The proposed framework was evaluated through a structured methodology comprising several phases: data preprocessing, feature engineering, dimensionality reduction, emission estimation, clustering, and anomaly detection. Initially, the telemetric dataset was meticulously preprocessed to ensure consistency. Features such as Vehicle Specific Power (VSP), road grade, event-based driving behaviors, including harsh braking and rapid acceleration, and pattern-based and contextual-based driving behaviors, were engineered. Emissions were estimated using VSP-based calculations and categorized into different driving modes, as outlined in the methodology. To cluster driver behaviors, a Gaussian Mixture Model (GMM) was employed, while anomaly detection utilized an Ensemble Isolation Forest (EIF). For hyperparameter tuning, a comprehensive parameter grid was used to optimize the EIF models. Parameters like contamination, number of estimators, and maximum samples were explored.

Contamination: This parameter represents the expected proportion of anomalies within the dataset, with values set at 0.1, 0.2, and 0.3.
Number of Estimators (n_estimators): This denotes the number of decision trees included in the ensemble, with candidate values of 50, 100, and 150.
Maximum Samples (max_samples): This determines the number of training samples for each base estimator, evaluated with ’auto’, 256, and 512.

A custom scoring function assessed model performance by counting detected anomalies below a specified threshold. GridSearchCV with three-fold cross-validation ensured robust evaluation. Feature subset diversification allowed models to capture different aspects of driving behavior. The optimal parameters were identified for each subset, and models were trained accordingly. Threshold optimization further refined anomaly detection, selecting the most effective cut-off. This approach ensured robust calibration, enhancing the models’ ability to identify diverse anomalous patterns.

4.3. Performance Evaluation

4.3.1. Clustering for Behavior Patterns

Driver behaviors were clustered using Gaussian Mixture Models (GMMs) based on event-based and pattern-based features like speed variance, rolling acceleration mean, and overspeeding frequency. The clustering results were evaluated using the Silhouette Score, which yielded an average score of 0.72, indicating well-defined and cohesive clusters as pressented in Table 3. The Calinski–Harabasz Index (CHI) further validated the compactness of the clusters, with a high score suggesting that driving behaviors were distinctly separated, and the Davies–Bouldin Index was used to measure intra-cluster similarity. These clusters provide a foundation for risk profiling and tailoring emission reduction strategies based on specific driving behaviors.

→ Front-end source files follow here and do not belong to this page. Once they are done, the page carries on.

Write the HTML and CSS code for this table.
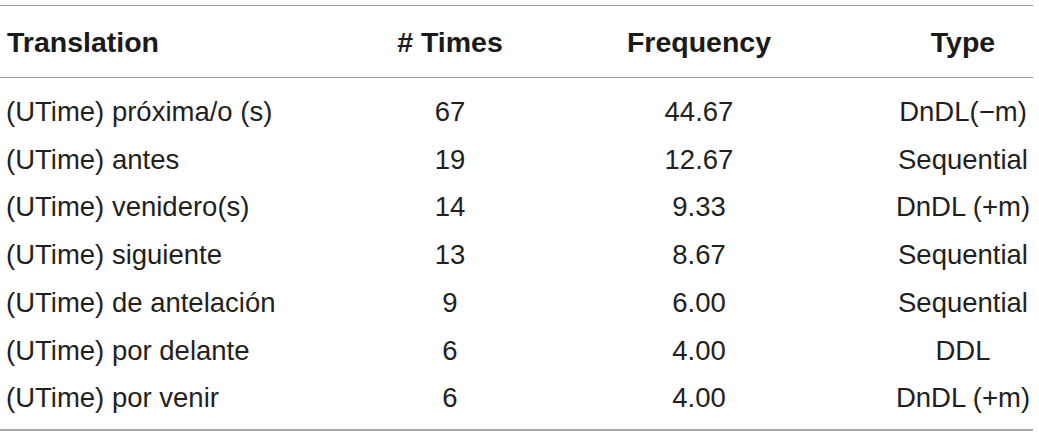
FILE: index.html
```html
<!DOCTYPE html>
<html lang="es">
<head>
<meta charset="utf-8">
<title>Translation table</title>
<link rel="stylesheet" href="styles.css">
</head>
<body>
<div class="table">
  <div class="row head">
    <div class="c1">Translation</div>
    <div class="c2"># Times</div>
    <div class="c3">Frequency</div>
    <div class="c4">Type</div>
  </div>
  <div class="body">
    <div class="row"><div class="c1">(UTime) próxima/o (s)</div><div class="c2">67</div><div class="c3">44.67</div><div class="c4">DnDL(−m)</div></div>
    <div class="row"><div class="c1">(UTime) antes</div><div class="c2">19</div><div class="c3">12.67</div><div class="c4">Sequential</div></div>
    <div class="row"><div class="c1">(UTime) venidero(s)</div><div class="c2">14</div><div class="c3">9.33</div><div class="c4">DnDL (+m)</div></div>
    <div class="row"><div class="c1">(UTime) siguiente</div><div class="c2">13</div><div class="c3">8.67</div><div class="c4">Sequential</div></div>
    <div class="row"><div class="c1">(UTime) de antelación</div><div class="c2">9</div><div class="c3">6.00</div><div class="c4">Sequential</div></div>
    <div class="row"><div class="c1">(UTime) por delante</div><div class="c2">6</div><div class="c3">4.00</div><div class="c4">DDL</div></div>
    <div class="row"><div class="c1">(UTime) por venir</div><div class="c2">6</div><div class="c3">4.00</div><div class="c4">DnDL (+m)</div></div>
  </div>
</div>
</body>
</html>
```
FILE: styles.css
```css
html, body {
  margin: 0;
  padding: 0;
  background: #ffffff;
}
body {
  font-family: "Liberation Sans", Arial, sans-serif;
  color: #231f20;
}
.table {
  width: 1033px;
  margin-top: 5px;
  border-top: 1.5px solid #9a9a9a;
  border-bottom: 2px solid #a6a6a6;
}
.row {
  display: grid;
  grid-template-columns: 395px 110px 388px 140px;
  white-space: nowrap;
}
.row > div {
  text-align: center;
}
.row > .c1 {
  text-align: left;
  padding-left: 6px;
}
.head {
  font-weight: bold;
  font-size: 28.5px;
  line-height: 30px;
  color: #1a1a1a;
  padding-top: 21px;
  padding-bottom: 19.5px;
  border-bottom: 1.5px solid #9a9a9a;
}
.head > .c1 {
  padding-left: 7px;
}
.body {
  font-size: 27.5px;
  line-height: 47.7px;
  padding-top: 10.5px;
  padding-bottom: 7.5px;
}
.body .row > .c4 {
  letter-spacing: 0;
}
```
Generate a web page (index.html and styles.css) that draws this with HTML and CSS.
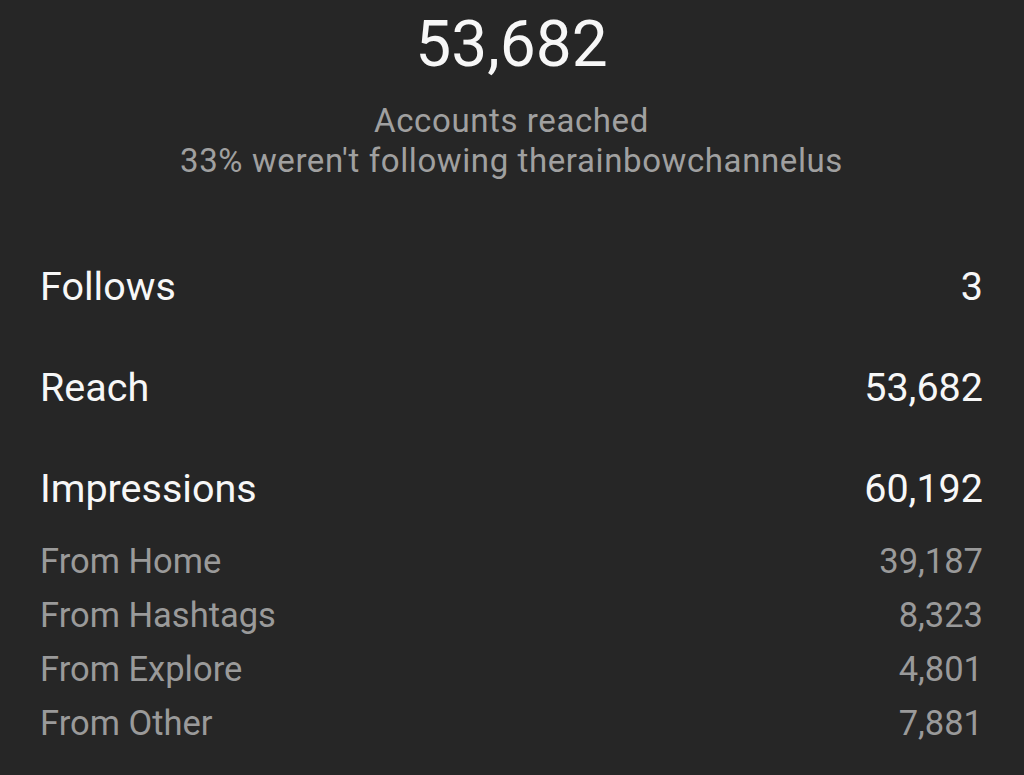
FILE: index.html
```html
<!DOCTYPE html>
<html lang="en">
<head>
<meta charset="utf-8">
<title>Insights</title>
<link rel="stylesheet" href="styles.css">
</head>
<body>
<main class="page">
  <header class="summary">
    <div class="summary-value">53,682</div>
    <p class="summary-caption">Accounts reached<br>33% weren't following therainbowchannelus</p>
  </header>
  <section class="metrics">
    <div class="metric"><span>Follows</span><span>3</span></div>
    <div class="metric"><span>Reach</span><span>53,682</span></div>
    <div class="metric"><span>Impressions</span><span>60,192</span></div>
  </section>
  <section class="sources">
    <div class="source"><span>From Home</span><span>39,187</span></div>
    <div class="source"><span>From Hashtags</span><span>8,323</span></div>
    <div class="source"><span>From Explore</span><span>4,801</span></div>
    <div class="source"><span>From Other</span><span>7,881</span></div>
  </section>
</main>
</body>
</html>
```
FILE: styles.css
```css
html, body {
  margin: 0;
  padding: 0;
  background: #262626;
}
body {
  font-family: Roboto, "Liberation Sans", sans-serif;
  color: #f5f5f5;
}
.page {
  width: 1024px;
  height: 775px;
  overflow: hidden;
  box-sizing: border-box;
  padding: 9px 41px 0 40px;
}
.summary {
  display: flex;
  flex-direction: column;
  align-items: center;
  text-align: center;
}
.summary-value {
  font-size: 64px;
  line-height: 72px;
  color: #f7f7f7;
}
.summary-caption {
  margin: 20px 0 0 0;
  font-size: 33px;
  letter-spacing: 0.6px;
  line-height: 40px;
  color: #a0a0a0;
}
.metrics {
  display: flex;
  flex-direction: column;
  gap: 53px;
  margin-top: 82px;
}
.metric {
  display: flex;
  justify-content: space-between;
  font-size: 39.5px;
  line-height: 48px;
  color: #f7f7f7;
}
.sources {
  display: flex;
  flex-direction: column;
  margin-top: 21px;
}
.source {
  display: flex;
  justify-content: space-between;
  font-size: 34.5px;
  line-height: 54px;
  color: #9a9a9a;
}
```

4.3.2. Emission Estimation

In the emission estimation phase, Vehicle Specific Power (VSP) values were employed to classify vehicle operations into distinct driving modes, such as idling, cruising, and accelerating. The emissions of Carbon Monoxide (CO), Hydrocarbons (HCs), and Nitrogen Oxides (NOx) were estimated using real-world emission factors obtained from Portable Emission Measurement Systems (PEMSs). The methodology effectively captured dynamic changes in emission levels across varying driving conditions, particularly during aggressive driving events, such as rapid acceleration and uphill driving. These findings reflect the capacity of the framework to quantify emissions accurately in real-world driving scenarios.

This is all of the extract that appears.